REQUIRED WORK: Write out the material again exactly, please, and omit the pictures.

· · ·

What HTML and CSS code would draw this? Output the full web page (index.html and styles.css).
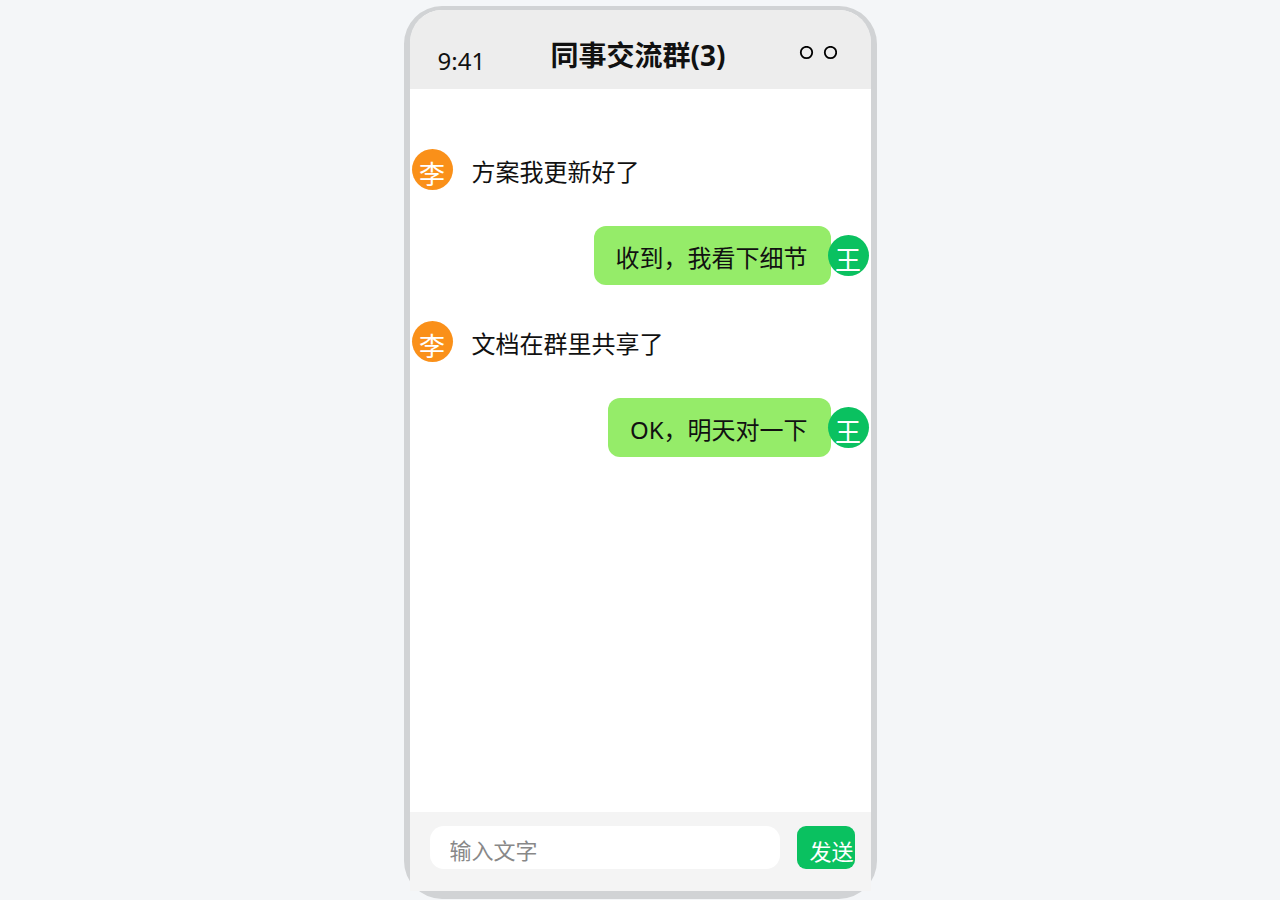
FILE: index.html
```html
<!DOCTYPE html>
<html lang="zh-CN">
<head>
    <meta charset="UTF-8">
    <meta name="viewport" content="width=device-width, initial-scale=1.0">
    <title>同事交流群</title>
    <link rel="stylesheet" href="styles.css">
</head>
<body>
    <div class="phone">
        <header class="chat-header">
            <span class="time">9:41</span>
            <h1 class="title">同事交流群(3)</h1>
            <svg class="dots" width="38" height="14" viewBox="0 0 38 14" fill="none" stroke="#000" stroke-width="1.8" aria-hidden="true">
                <circle cx="7.5" cy="6.5" r="5.7"/>
                <circle cx="31.5" cy="6.5" r="5.7"/>
            </svg>
        </header>

        <main class="messages">
            <div class="message other">
                <span class="avatar">李</span>
                <p class="bubble">方案我更新好了</p>
            </div>
            <div class="message user">
                <span class="avatar">王</span>
                <p class="bubble">收到，我看下细节</p>
            </div>
            <div class="message other">
                <span class="avatar">李</span>
                <p class="bubble">文档在群里共享了</p>
            </div>
            <div class="message user">
                <span class="avatar">王</span>
                <p class="bubble">OK，明天对一下</p>
            </div>
        </main>

        <form class="chat-input">
            <input type="text" class="text-input" placeholder="输入文字" aria-label="输入文字">
            <button type="button" class="send">发送</button>
        </form>
    </div>
</body>
</html>
```
FILE: styles.css
```css
* {
    box-sizing: border-box;
}

body {
    margin: 0;
    padding: 6px 16px 1px;
    min-height: 100vh;
    display: flex;
    justify-content: center;
    background-color: #f4f6f8;
    color: #111;
    font-family: "Noto Sans", "Noto Sans CJK SC", sans-serif;
    font-size: 24px;
}

.phone {
    width: 100%;
    max-width: 473px;
    display: flex;
    flex-direction: column;
    background-color: #fff;
    border: 6px solid #d1d3d5;
    border-top-width: 4px;
    border-bottom-width: 8px;
    border-radius: 38px;
}

.chat-header {
    display: grid;
    grid-template-columns: 1fr auto 1fr;
    align-items: center;
    padding: 10px 32px 0 28px;
    min-height: 79px;
    background-color: #ededed;
    border-radius: 32px 32px 0 0;
}

.time {
    padding-top: 12px;
    line-height: 32px;
}

.title {
    margin: 0;
    font-size: 28px;
    line-height: 40px;
}

.dots {
    justify-self: end;
    margin: 0 2px 4px 0;
}

.messages {
    flex: 1;
    display: flex;
    flex-direction: column;
    gap: 27px;
    padding: 51px 2px;
}

.message {
    display: flex;
    align-items: center;
}

.message.user {
    flex-direction: row-reverse;
}

.avatar {
    position: relative;
    flex: none;
    width: 41px;
    height: 41px;
    padding-top: 9px;
    border-radius: 50%;
    color: #fff;
    font-size: 26px;
    line-height: 32px;
    text-align: center;
}

.other .avatar {
    margin-right: -3px;
    background-color: #fa9019;
}

.user .avatar {
    margin-left: -3px;
    background-color: #0ac160;
}

.bubble {
    margin: 0;
    padding: 16px 23px 11px 22px;
    border-radius: 12px;
    background-color: #fff;
    line-height: 32px;
}

.user .bubble {
    background-color: #95ec69;
}

.chat-input {
    display: flex;
    gap: 17px;
    padding: 14px 16px 22px 20px;
    background-color: #f4f4f4;
}

.text-input {
    flex: 1;
    min-width: 0;
    height: 43px;
    padding: 4px 20px 0;
    border: none;
    border-radius: 14px;
    background-color: #fff;
    color: #111;
    font-family: inherit;
    font-size: 22px;
}

.text-input::placeholder {
    color: #888;
    opacity: 1;
}

.send {
    height: 43px;
    padding: 4px 1px 0 12px;
    border: none;
    border-radius: 9px;
    background-color: #0ac160;
    color: #fff;
    font-family: inherit;
    font-size: 22px;
    cursor: pointer;
}
```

· · ·

WRITTEN SOLUTION:
What HTML and CSS code would draw this? Output the full web page (index.html and styles.css).
FILE: index.html
```html
<!DOCTYPE html>
<html lang="zh-CN">
<head>
    <meta charset="UTF-8">
    <meta name="viewport" content="width=device-width, initial-scale=1.0">
    <title>同事交流群</title>
    <link rel="stylesheet" href="styles.css">
</head>
<body>
    <div class="phone">
        <header class="chat-header">
            <span class="time">9:41</span>
            <h1 class="title">同事交流群(3)</h1>
            <svg class="dots" width="38" height="14" viewBox="0 0 38 14" fill="none" stroke="#000" stroke-width="1.8" aria-hidden="true">
                <circle cx="7.5" cy="6.5" r="5.7"/>
                <circle cx="31.5" cy="6.5" r="5.7"/>
            </svg>
        </header>

        <main class="messages">
            <div class="message other">
                <span class="avatar">李</span>
                <p class="bubble">方案我更新好了</p>
            </div>
            <div class="message user">
                <span class="avatar">王</span>
                <p class="bubble">收到，我看下细节</p>
            </div>
            <div class="message other">
                <span class="avatar">李</span>
                <p class="bubble">文档在群里共享了</p>
            </div>
            <div class="message user">
                <span class="avatar">王</span>
                <p class="bubble">OK，明天对一下</p>
            </div>
        </main>

        <form class="chat-input">
            <input type="text" class="text-input" placeholder="输入文字" aria-label="输入文字">
            <button type="button" class="send">发送</button>
        </form>
    </div>
</body>
</html>
```
FILE: styles.css
```css
* {
    box-sizing: border-box;
}

body {
    margin: 0;
    padding: 6px 16px 1px;
    min-height: 100vh;
    display: flex;
    justify-content: center;
    background-color: #f4f6f8;
    color: #111;
    font-family: "Noto Sans", "Noto Sans CJK SC", sans-serif;
    font-size: 24px;
}

.phone {
    width: 100%;
    max-width: 473px;
    display: flex;
    flex-direction: column;
    background-color: #fff;
    border: 6px solid #d1d3d5;
    border-top-width: 4px;
    border-bottom-width: 8px;
    border-radius: 38px;
}

.chat-header {
    display: grid;
    grid-template-columns: 1fr auto 1fr;
    align-items: center;
    padding: 10px 32px 0 28px;
    min-height: 79px;
    background-color: #ededed;
    border-radius: 32px 32px 0 0;
}

.time {
    padding-top: 12px;
    line-height: 32px;
}

.title {
    margin: 0;
    font-size: 28px;
    line-height: 40px;
}

.dots {
    justify-self: end;
    margin: 0 2px 4px 0;
}

.messages {
    flex: 1;
    display: flex;
    flex-direction: column;
    gap: 27px;
    padding: 51px 2px;
}

.message {
    display: flex;
    align-items: center;
}

.message.user {
    flex-direction: row-reverse;
}

.avatar {
    position: relative;
    flex: none;
    width: 41px;
    height: 41px;
    padding-top: 9px;
    border-radius: 50%;
    color: #fff;
    font-size: 26px;
    line-height: 32px;
    text-align: center;
}

.other .avatar {
    margin-right: -3px;
    background-color: #fa9019;
}

.user .avatar {
    margin-left: -3px;
    background-color: #0ac160;
}

.bubble {
    margin: 0;
    padding: 16px 23px 11px 22px;
    border-radius: 12px;
    background-color: #fff;
    line-height: 32px;
}

.user .bubble {
    background-color: #95ec69;
}

.chat-input {
    display: flex;
    gap: 17px;
    padding: 14px 16px 22px 20px;
    background-color: #f4f4f4;
}

.text-input {
    flex: 1;
    min-width: 0;
    height: 43px;
    padding: 4px 20px 0;
    border: none;
    border-radius: 14px;
    background-color: #fff;
    color: #111;
    font-family: inherit;
    font-size: 22px;
}

.text-input::placeholder {
    color: #888;
    opacity: 1;
}

.send {
    height: 43px;
    padding: 4px 1px 0 12px;
    border: none;
    border-radius: 9px;
    background-color: #0ac160;
    color: #fff;
    font-family: inherit;
    font-size: 22px;
    cursor: pointer;
}
```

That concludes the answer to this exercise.